Directors choose long takes to create immersive experiences that trap viewers in real-time with characters. The technique maintains narrative tension, establishes spatial geography, and showcases technical mastery. Some directors use long takes for thematic purposes—to suggest inevitability, psychological pressure, or the indifference of time to human drama.

What are the best long takes in TV shows?

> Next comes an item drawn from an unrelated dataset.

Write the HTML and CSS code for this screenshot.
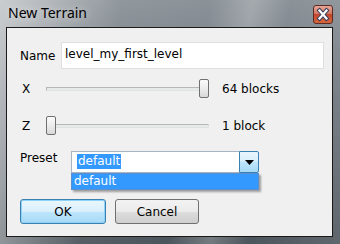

Notable television long takes include the housing project raid in True Detective Season 1, the hallway fights in Daredevil (especially the eleven-minute prison escape in Season 3), and kitchen sequences in The Bear. These scenes demonstrate that television has adopted cinematic techniques as production budgets and audience expectations have increased.

Conclusion

The best long takes in cinema history do more than showcase technical skill. They create experiences that cut-free editing simply cannot achieve. When Orson Welles followed that car bomb through the border town in 1958, he demonstrated that the camera could be an instrument of narrative propulsion rather than mere recording device.

From Scorsese’s seductive Copacabana sequence to Cuarón’s dystopian car chases, from Sokurov’s museum-spanning single take to Iñárritu’s theatrical illusions, these scenes represent cinema at its most ambitious. They remind us that film remains a medium of physical reality—real actors, real spaces, real time—regardless of how much digital technology transforms production.

If you have never experienced these shots on a proper screen, seek them out. Watch them twice—once for the story, once for the technique. The best long takes in cinema history reward attention with revelations about what this medium can accomplish when vision meets craft. In 2026, these achievements remain as impressive as the day they were filmed.